**Entries with page source code**:
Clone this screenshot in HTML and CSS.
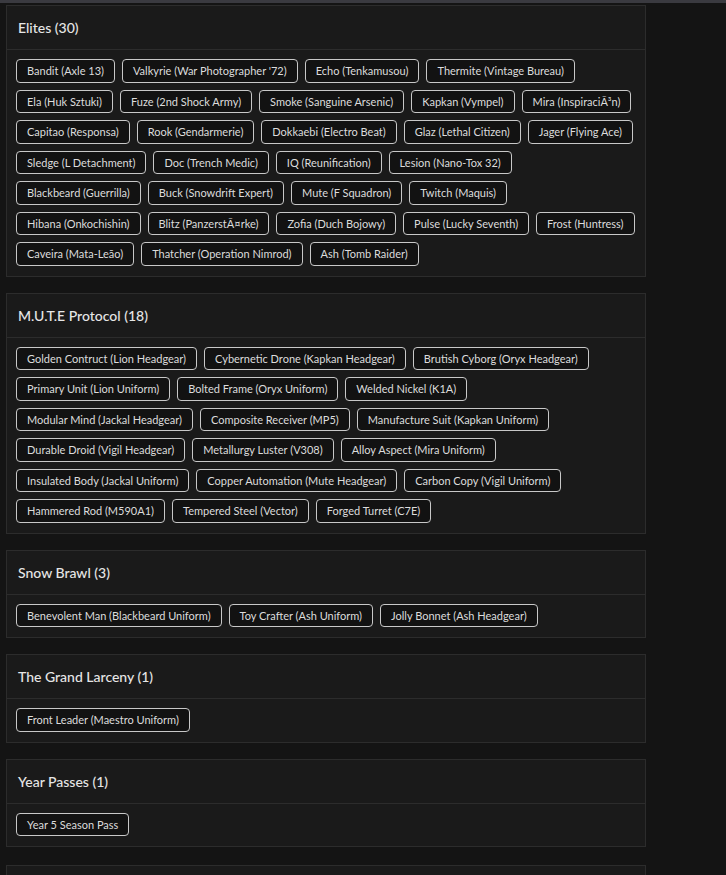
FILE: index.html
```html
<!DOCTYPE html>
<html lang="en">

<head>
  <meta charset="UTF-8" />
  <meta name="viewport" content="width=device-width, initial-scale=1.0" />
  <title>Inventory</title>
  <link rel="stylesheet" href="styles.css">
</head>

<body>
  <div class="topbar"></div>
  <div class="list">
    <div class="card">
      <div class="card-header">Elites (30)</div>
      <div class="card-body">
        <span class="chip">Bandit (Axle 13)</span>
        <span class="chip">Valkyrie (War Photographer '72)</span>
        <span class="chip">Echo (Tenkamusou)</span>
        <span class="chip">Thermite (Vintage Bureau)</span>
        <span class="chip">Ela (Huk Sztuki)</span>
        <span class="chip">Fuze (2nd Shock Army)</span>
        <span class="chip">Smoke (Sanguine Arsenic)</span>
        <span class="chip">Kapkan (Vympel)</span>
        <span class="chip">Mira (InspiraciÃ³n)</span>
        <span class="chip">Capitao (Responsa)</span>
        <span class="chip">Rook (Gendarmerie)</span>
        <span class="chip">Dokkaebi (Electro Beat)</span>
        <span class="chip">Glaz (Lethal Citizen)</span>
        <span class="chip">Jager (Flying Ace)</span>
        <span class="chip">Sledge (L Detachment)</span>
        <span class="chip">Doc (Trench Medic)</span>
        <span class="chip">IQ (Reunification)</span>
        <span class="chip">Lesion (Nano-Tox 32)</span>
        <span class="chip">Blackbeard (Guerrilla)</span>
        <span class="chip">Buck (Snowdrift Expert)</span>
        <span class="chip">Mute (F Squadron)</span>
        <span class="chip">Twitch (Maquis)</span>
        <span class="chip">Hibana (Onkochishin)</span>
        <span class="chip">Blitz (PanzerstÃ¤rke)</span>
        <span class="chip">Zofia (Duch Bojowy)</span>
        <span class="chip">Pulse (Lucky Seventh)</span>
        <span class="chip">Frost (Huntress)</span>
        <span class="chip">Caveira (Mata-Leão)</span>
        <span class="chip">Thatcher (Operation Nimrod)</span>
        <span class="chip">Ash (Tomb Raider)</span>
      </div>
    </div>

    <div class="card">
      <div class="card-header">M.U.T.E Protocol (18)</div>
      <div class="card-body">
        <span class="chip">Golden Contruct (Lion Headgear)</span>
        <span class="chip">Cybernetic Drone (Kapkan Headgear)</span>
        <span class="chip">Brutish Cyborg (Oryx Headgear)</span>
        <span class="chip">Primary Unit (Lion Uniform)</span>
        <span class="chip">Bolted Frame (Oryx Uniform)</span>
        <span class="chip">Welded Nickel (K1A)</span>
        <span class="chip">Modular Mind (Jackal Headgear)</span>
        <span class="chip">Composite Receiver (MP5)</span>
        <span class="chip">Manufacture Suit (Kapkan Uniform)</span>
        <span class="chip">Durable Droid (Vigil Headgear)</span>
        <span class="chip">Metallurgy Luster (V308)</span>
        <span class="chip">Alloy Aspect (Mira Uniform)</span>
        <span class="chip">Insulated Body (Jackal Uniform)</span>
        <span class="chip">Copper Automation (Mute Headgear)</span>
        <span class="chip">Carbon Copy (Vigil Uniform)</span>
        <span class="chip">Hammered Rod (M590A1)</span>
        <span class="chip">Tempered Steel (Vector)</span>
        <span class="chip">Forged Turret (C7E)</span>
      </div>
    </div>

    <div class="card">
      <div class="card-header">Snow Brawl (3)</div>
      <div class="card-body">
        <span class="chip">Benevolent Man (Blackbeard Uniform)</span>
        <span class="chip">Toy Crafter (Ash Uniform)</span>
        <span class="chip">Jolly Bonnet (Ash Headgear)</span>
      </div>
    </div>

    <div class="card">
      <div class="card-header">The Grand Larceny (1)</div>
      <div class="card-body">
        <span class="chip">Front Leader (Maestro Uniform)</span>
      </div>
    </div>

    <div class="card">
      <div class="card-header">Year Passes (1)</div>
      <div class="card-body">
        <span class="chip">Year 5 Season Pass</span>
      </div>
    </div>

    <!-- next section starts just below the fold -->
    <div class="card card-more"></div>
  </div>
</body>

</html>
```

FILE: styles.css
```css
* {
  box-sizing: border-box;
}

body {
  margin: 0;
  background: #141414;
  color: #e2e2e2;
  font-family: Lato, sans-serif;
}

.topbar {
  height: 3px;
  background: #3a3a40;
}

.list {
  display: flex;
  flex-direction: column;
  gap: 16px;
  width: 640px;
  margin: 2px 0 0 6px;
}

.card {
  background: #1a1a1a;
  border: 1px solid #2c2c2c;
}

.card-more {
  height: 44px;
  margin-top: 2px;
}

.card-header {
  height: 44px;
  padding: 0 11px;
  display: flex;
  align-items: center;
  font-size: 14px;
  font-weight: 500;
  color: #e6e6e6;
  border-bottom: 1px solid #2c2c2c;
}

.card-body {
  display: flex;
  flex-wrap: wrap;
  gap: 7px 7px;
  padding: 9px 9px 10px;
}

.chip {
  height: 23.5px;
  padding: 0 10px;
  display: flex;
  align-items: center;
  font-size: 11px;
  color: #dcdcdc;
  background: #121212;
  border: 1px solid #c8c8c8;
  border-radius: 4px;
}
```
==
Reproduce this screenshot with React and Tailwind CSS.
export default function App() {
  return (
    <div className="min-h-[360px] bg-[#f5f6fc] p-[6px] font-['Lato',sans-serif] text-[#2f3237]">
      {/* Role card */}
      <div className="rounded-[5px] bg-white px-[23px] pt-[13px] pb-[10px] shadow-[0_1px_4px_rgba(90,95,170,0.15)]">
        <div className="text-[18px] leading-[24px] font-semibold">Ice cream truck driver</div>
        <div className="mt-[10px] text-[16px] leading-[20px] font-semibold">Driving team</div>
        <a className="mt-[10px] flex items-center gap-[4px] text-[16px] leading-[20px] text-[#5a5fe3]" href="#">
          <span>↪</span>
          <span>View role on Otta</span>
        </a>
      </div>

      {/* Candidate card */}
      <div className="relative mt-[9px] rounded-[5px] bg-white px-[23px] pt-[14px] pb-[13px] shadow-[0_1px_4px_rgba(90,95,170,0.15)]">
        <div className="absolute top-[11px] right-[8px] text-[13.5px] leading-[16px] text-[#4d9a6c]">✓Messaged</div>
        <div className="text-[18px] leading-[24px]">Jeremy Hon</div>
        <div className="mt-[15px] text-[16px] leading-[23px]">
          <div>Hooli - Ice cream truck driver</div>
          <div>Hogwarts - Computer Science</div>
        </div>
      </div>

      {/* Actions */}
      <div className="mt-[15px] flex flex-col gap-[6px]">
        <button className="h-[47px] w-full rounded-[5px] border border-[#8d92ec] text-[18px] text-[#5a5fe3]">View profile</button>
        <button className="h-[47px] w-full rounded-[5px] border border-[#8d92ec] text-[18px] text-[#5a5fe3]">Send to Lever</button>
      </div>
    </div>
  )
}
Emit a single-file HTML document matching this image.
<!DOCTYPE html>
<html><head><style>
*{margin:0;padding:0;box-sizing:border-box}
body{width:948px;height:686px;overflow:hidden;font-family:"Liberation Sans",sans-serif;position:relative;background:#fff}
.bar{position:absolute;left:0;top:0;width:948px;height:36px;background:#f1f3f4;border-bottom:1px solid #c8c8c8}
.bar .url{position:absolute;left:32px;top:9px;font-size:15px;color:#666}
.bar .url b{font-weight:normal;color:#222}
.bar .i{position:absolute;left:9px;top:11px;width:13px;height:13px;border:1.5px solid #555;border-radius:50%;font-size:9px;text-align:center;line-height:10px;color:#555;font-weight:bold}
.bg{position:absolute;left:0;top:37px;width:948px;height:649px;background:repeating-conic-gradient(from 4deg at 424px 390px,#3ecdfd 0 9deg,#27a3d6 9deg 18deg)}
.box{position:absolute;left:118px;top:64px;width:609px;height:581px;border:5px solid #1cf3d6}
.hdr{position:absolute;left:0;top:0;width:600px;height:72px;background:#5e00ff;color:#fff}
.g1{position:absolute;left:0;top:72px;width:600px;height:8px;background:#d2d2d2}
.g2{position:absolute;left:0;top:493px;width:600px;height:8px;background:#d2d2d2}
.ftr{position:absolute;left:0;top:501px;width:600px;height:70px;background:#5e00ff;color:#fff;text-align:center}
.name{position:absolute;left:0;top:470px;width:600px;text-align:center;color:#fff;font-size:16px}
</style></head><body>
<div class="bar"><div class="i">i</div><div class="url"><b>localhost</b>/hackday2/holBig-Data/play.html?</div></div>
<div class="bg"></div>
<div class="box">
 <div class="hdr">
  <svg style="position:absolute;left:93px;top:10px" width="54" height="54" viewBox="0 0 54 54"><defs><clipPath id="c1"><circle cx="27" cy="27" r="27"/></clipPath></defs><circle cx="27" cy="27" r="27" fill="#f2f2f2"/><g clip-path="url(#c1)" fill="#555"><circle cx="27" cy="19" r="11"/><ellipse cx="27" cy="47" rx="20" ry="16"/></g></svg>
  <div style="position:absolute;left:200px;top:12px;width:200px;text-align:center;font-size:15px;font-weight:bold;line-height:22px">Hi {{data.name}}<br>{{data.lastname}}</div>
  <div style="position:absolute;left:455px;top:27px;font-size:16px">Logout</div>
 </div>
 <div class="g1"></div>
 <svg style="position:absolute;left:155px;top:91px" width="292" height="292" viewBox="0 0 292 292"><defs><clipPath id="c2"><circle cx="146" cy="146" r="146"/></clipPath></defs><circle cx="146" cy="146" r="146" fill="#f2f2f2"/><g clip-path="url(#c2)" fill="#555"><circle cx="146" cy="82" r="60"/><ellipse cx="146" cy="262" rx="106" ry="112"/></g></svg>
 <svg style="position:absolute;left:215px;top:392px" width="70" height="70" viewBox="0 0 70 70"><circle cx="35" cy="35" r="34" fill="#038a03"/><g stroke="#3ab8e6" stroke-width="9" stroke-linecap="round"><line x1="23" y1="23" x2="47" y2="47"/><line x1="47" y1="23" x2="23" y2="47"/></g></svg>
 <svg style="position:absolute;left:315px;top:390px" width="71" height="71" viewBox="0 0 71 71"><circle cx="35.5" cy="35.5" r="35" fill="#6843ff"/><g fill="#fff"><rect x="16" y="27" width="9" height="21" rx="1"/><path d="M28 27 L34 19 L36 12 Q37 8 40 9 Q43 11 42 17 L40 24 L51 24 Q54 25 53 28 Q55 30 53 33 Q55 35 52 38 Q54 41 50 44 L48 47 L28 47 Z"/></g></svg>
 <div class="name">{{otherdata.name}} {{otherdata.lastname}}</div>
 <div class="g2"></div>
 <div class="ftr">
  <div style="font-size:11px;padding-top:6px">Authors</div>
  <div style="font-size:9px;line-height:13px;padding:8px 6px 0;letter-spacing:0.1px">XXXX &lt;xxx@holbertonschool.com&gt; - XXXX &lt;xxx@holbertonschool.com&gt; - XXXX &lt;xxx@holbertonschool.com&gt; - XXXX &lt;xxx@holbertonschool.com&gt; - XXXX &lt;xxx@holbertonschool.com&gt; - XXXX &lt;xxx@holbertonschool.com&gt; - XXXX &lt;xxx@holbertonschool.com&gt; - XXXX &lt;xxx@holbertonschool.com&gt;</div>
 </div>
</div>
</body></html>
...
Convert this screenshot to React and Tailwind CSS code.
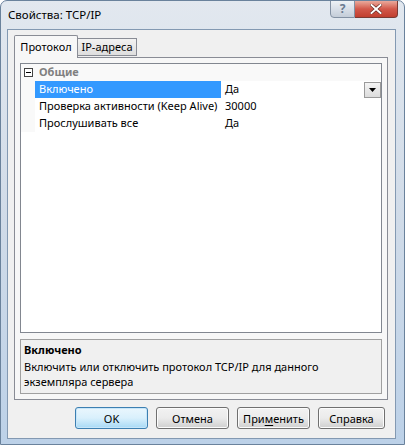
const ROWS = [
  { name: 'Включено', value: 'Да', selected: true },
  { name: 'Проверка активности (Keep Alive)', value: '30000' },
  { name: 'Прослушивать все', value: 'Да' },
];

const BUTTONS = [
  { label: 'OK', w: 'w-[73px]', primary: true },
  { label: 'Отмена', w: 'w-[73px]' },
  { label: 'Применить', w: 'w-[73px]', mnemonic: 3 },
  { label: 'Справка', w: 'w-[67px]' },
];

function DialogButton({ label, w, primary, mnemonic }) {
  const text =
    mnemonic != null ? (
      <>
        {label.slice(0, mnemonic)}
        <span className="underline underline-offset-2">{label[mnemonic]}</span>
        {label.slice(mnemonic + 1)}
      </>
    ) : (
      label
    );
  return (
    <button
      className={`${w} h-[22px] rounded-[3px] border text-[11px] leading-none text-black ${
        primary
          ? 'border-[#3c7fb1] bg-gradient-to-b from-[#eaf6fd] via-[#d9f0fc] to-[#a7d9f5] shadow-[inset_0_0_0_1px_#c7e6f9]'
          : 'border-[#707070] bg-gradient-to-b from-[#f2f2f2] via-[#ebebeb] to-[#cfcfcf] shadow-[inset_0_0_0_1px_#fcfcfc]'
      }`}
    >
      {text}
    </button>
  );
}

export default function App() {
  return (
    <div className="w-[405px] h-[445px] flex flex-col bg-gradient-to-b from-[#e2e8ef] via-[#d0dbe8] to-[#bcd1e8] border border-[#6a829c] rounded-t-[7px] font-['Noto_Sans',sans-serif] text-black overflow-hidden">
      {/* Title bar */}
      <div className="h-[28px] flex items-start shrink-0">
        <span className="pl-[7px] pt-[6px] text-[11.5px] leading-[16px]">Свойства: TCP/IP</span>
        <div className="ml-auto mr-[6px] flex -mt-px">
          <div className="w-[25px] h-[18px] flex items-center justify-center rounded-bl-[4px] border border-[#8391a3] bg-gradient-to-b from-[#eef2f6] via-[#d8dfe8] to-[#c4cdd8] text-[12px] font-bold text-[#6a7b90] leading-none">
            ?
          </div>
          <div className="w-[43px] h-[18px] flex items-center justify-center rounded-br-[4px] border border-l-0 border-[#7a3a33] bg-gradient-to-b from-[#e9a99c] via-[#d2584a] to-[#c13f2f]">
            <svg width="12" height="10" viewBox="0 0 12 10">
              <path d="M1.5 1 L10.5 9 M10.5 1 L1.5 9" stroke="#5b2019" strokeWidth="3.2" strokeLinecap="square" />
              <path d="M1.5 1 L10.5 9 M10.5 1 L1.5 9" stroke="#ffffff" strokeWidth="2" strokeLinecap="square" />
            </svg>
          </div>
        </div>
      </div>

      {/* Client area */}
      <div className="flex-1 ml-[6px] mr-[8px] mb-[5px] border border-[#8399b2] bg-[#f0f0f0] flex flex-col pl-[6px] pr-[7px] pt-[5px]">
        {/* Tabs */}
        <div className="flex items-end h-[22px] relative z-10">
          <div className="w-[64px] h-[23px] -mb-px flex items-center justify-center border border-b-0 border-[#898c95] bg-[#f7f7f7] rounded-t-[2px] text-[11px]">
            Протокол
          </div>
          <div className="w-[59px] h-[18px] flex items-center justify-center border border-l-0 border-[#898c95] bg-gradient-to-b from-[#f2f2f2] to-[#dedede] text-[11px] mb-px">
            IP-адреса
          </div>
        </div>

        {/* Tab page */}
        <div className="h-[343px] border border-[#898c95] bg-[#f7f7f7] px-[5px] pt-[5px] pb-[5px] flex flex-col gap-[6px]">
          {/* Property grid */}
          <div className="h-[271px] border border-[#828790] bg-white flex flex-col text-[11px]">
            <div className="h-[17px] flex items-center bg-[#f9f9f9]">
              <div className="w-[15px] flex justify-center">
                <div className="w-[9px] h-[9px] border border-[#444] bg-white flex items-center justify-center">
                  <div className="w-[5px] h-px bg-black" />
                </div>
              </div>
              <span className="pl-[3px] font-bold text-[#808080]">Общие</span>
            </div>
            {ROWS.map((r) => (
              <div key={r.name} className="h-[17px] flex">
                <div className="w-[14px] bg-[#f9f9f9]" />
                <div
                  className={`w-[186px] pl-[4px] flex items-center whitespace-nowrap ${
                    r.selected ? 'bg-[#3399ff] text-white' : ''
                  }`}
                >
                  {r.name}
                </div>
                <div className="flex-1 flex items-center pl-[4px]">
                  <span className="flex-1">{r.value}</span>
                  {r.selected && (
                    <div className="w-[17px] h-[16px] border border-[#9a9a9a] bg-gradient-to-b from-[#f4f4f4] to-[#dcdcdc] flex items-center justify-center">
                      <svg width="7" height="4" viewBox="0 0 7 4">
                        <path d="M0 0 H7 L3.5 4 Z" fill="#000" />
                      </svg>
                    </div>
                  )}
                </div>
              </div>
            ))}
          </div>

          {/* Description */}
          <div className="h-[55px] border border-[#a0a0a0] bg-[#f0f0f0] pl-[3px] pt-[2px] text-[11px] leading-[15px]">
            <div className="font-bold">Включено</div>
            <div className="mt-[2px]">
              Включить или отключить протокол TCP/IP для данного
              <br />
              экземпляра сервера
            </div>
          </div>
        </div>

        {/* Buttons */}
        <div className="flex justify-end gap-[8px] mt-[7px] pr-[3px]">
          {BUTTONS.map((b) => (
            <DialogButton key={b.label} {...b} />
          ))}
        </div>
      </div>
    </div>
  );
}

**Aim**:
Search the data for the string "React". List each line that has it.

**Result**:
Reproduce this screenshot with React and Tailwind CSS.
Convert this screenshot to React and Tailwind CSS code.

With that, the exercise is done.